▶ _Exercise details_
Reproduce each line of the material precisely.

====

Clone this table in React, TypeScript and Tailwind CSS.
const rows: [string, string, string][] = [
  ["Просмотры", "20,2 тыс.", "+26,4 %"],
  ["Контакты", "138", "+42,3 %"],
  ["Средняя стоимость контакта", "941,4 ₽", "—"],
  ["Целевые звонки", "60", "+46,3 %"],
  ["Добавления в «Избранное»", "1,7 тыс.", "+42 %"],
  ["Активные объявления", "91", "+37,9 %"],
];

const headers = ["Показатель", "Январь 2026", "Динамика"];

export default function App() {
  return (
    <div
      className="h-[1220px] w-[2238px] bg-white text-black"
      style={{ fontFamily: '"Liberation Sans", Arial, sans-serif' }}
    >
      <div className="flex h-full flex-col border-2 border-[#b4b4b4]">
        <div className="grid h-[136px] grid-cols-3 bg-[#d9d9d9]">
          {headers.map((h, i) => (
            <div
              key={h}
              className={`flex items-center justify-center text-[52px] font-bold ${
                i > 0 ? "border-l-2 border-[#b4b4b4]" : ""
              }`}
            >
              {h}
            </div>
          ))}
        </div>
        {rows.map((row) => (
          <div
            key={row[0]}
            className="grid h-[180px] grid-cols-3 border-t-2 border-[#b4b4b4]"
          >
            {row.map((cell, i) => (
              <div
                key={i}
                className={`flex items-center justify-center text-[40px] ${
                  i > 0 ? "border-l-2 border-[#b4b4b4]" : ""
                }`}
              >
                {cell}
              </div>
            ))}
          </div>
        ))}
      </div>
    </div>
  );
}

====

▶ _Correct output_
Clone this table in React, TypeScript and Tailwind CSS.
const rows: [string, string, string][] = [
  ["Просмотры", "20,2 тыс.", "+26,4 %"],
  ["Контакты", "138", "+42,3 %"],
  ["Средняя стоимость контакта", "941,4 ₽", "—"],
  ["Целевые звонки", "60", "+46,3 %"],
  ["Добавления в «Избранное»", "1,7 тыс.", "+42 %"],
  ["Активные объявления", "91", "+37,9 %"],
];

const headers = ["Показатель", "Январь 2026", "Динамика"];

export default function App() {
  return (
    <div
      className="h-[1220px] w-[2238px] bg-white text-black"
      style={{ fontFamily: '"Liberation Sans", Arial, sans-serif' }}
    >
      <div className="flex h-full flex-col border-2 border-[#b4b4b4]">
        <div className="grid h-[136px] grid-cols-3 bg-[#d9d9d9]">
          {headers.map((h, i) => (
            <div
              key={h}
              className={`flex items-center justify-center text-[52px] font-bold ${
                i > 0 ? "border-l-2 border-[#b4b4b4]" : ""
              }`}
            >
              {h}
            </div>
          ))}
        </div>
        {rows.map((row) => (
          <div
            key={row[0]}
            className="grid h-[180px] grid-cols-3 border-t-2 border-[#b4b4b4]"
          >
            {row.map((cell, i) => (
              <div
                key={i}
                className={`flex items-center justify-center text-[40px] ${
                  i > 0 ? "border-l-2 border-[#b4b4b4]" : ""
                }`}
              >
                {cell}
              </div>
            ))}
          </div>
        ))}
      </div>
    </div>
  );
}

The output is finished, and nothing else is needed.